In teaching, WebCorp Live has been included in courses all around the world covering Linguistics, English for Academic Purposes, Teaching English as a Foreign Language (TEFL) and Translation. WebCorp Live facilitates data-driven learning in the language classroom, allowing students to become active researchers, finding and evaluating examples of words and phrases on the web.


While WebCorp Live uses commercial search engines as gatekeepers to the web, the goal of its sister project, the WebCorp Linguist’s Search Engine (WebCorpLSE), was to build a bespoke large-scale collection of web-texts, and thus enable advanced linguistic and statistical analysis of the kind only possible in datasets of known size and composition. We developed linguistically-focused web processing, annotation and search tools and used these to build a large-scale representative sample of the web (a ‘miniweb’), capturing the distribution of document formats, subject domains and web-native text-types, as well as constructing specialist datasets of online news and blogs with their associated comments. WebCorpLSE was supported by EPSRC, HEFCE and AHRC grants.

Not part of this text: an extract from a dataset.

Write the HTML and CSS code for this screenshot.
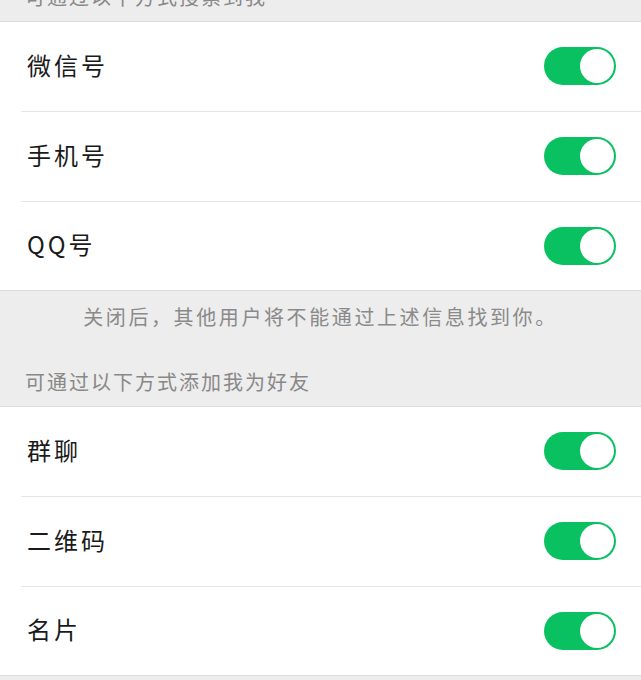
FILE: index.html
```html
<!DOCTYPE html>
<html lang="zh-CN">
<head>
    <meta charset="UTF-8">
    <meta name="viewport" content="width=device-width, initial-scale=1.0">
    <title>添加我的方式</title>
    <link rel="stylesheet" href="styles.css">
</head>
<body>
    <div class="page">
        <div class="section-title">可通过以下方式搜索到我</div>
        <div class="group">
            <div class="row">
                <span class="label">微信号</span>
                <span class="switch on"><span class="knob"></span></span>
            </div>
            <div class="row">
                <span class="label">手机号</span>
                <span class="switch on"><span class="knob"></span></span>
            </div>
            <div class="row">
                <span class="label">QQ号</span>
                <span class="switch on"><span class="knob"></span></span>
            </div>
        </div>
        <div class="section-tip">关闭后，其他用户将不能通过上述信息找到你。</div>

        <div class="section-title">可通过以下方式添加我为好友</div>
        <div class="group">
            <div class="row">
                <span class="label">群聊</span>
                <span class="switch on"><span class="knob"></span></span>
            </div>
            <div class="row">
                <span class="label">二维码</span>
                <span class="switch on"><span class="knob"></span></span>
            </div>
            <div class="row">
                <span class="label">名片</span>
                <span class="switch on"><span class="knob"></span></span>
            </div>
        </div>
    </div>
</body>
</html>
```

FILE: styles.css
```css
body {
    margin: 0;
    padding: 0;
    background-color: #ededed;
    font-family: "Noto Sans CJK SC", "Noto Sans", sans-serif;
}
.page {
    margin-top: -36px;
}
.section-title {
    padding: 21px 25px 12px;
    font-size: 20px;
    line-height: 24px;
    letter-spacing: 2px;
    color: #888;
}
.section-tip {
    padding: 14px 20px 20px;
    font-size: 20px;
    line-height: 24px;
    letter-spacing: 2.6px;
    color: #8a8a8a;
    text-align: center;
}
.section-tip + .section-title {
    padding-top: 21px;
}
.group {
    background-color: #fff;
    border-top: 1px solid #dcdcdc;
    border-bottom: 1px solid #dcdcdc;
    padding-left: 21px;
}
.row {
    height: 89px;
    display: flex;
    align-items: center;
    justify-content: space-between;
    padding-right: 25px;
    border-bottom: 1px solid #e6e6e6;
}
.row:last-child {
    height: 88px;
    border-bottom: none;
}
.label {
    margin-left: 6px;
    margin-bottom: 5px;
    font-size: 24px;
    letter-spacing: 3px;
    color: #1a1a1a;
}
.switch {
    width: 72px;
    height: 38px;
    margin-bottom: 1px;
    border-radius: 19px;
    background-color: #09c160;
    display: flex;
    align-items: center;
    padding: 0 2px;
    box-sizing: border-box;
}
.switch.on {
    justify-content: flex-end;
}
.knob {
    width: 34px;
    height: 34px;
    border-radius: 50%;
    background-color: #fff;
}
```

The WebCorpLSE software was also used to introduce A-Level English Language students to empirical text study through an AHRC Knowledge Transfer Fellowship. In recent years, the subject criteria have been tightened, requiring more in-depth understanding of linguistic concepts and analytical techniques, and with an increased emphasis on independent learning. Our work provided students with access to a novel, state-of-the-art teaching and independent learning aid, and distilled a wealth of linguistic knowledge, gained from previous research projects in the field of Corpus Linguistics, into a form appropriate for A-level study. 

At present, the corpus linguistic approach is rarely employed at pre-university level, if at all. A-level students do not, for the most part, have understanding of or access to many automated analysis tools beyond the spelling/grammar checker in Microsoft Word. This work enriches the learning experience of A-level students by introducing them to WebCorpLSE. Through this, they learn to apply corpus linguistic techniques to their language studies and their independent research projects. WebCorpLSE also provides teachers and their students with a plentiful supply of authentic language data, relevant to all aspects of the A-level syllabus

We worked with a local partner school to optimise our approach for the new audience, developing new functionality, search interfaces and associated learning materials in response to ongoing feedback from teachers and students.

WebCorp Learn

In 2020, we expanded the work on data-driven language learning, adapting the WebCorpLSE technology and creating WebCorp Learn, a version optimised for interactive English language learning by non-native speakers. WebCorp Learn has been integrated into courses in German secondary schools through collaboration with the Teaching Solutions language consultancy.

WebCorp Learn enhanced English language learning in schools, helping teachers realise the language learning goals set out by the government for the use of digital language reference tools. In addition to providing the technology, we created teaching materials (videos and exercises) based on our corpus linguistic research, while Teaching Solutions delivered seminars and workshops to schools and individual teachers.

WebCorp Learn provides teachers with experience of linguistic tools, examples of real language use, and skills in data-driven learning, in turn enabling them to introduce their students to new methods and technologies. Such technologies were previously not used by teachers due to lack of knowledge, access, and ease of use, meaning that WebCorp Learn exposed students to linguistic theories and analysis techniques previously almost never done at that stage of language learning and teaching. Our software provided a new way of teaching vocabulary and improved the delivery and discussion of societal and media issues.

At a time when more teaching is happening online than ever before, there are considerable benefits for students and teachers in using WebCorp Learn The pre-formulated exercises and clear instructions are key benefits, as is the fact the online tool runs equally well on all systems, including mobile phones.